The byte slice returned from this example can not be written to without
generating a runtime error.
var _myfile = "\x89\x50\x4e\x47\x0d\x0a\x1a"
func myfile() []byte {
var empty [0]byte
sx := (*reflect.StringHeader)(unsafe.Pointer(&_myfile))
b := empty[:]
bx := (*reflect.SliceHeader)(unsafe.Pointer(&b))
bx.Data = sx.Data
bx.Len = len(_myfile)
bx.Cap = bx.Len
return b
}
Optional compression
When the -uncompressed flag is given, the supplied resource is not GZIP compressed
before being turned into Go code. The data should still be accessed through
a function call, so nothing changes in the usage of the generated file.
This feature is useful if you do not care for compression, or the supplied resource is already compressed. Doing it again would not add any value and may even increase the size of the data.
The default behaviour of the program is to use compression.
Table of Contents keys
The keys used in the go_bindata map, are the same as the input file name passed to go-bindata.
This includes the fully qualified (absolute) path. In most cases, this is not desireable, as it
puts potentially sensitive information in your code base. For this purpose, the tool supplies
another command line flag -prefix. This accepts a portion of a path name, which should be
stripped off from the map keys and function names.

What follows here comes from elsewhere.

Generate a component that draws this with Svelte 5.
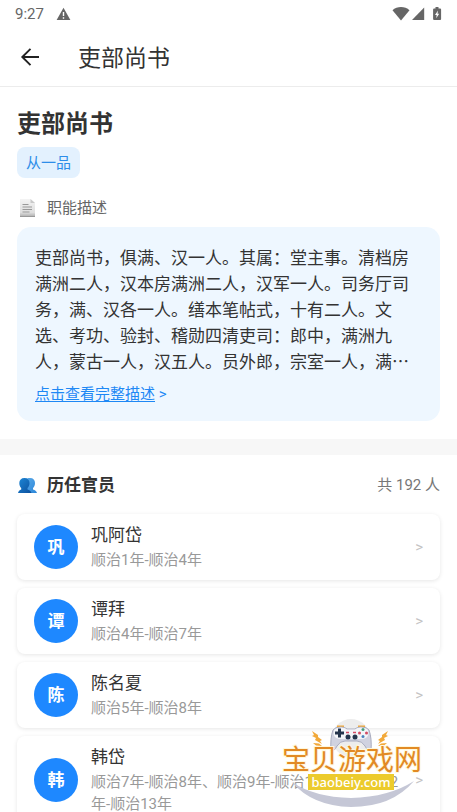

For example, running without the -prefix flag, we get:
$ go-bindata /path/to/templates/foo.html
go_bindata["/path/to/templates/foo.html"] = path_to_templates_foo_html
Running with the -prefix flag, we get:
$ go-bindata -prefix "/path/to/" /path/to/templates/foo.html
go_bindata["templates/foo.html"] = templates_foo_html
Build tags
With the optional -tags flag, you can specify any go build tags that must be fulfilled for the output file to be included in a build. This is useful for including binary data in multiple formats, where the desired format is specified at build time with the appropriate tag(s).
The tags are appended to a // +build line in the beginning of the output file
and must follow the build tags syntax specified by the go tool.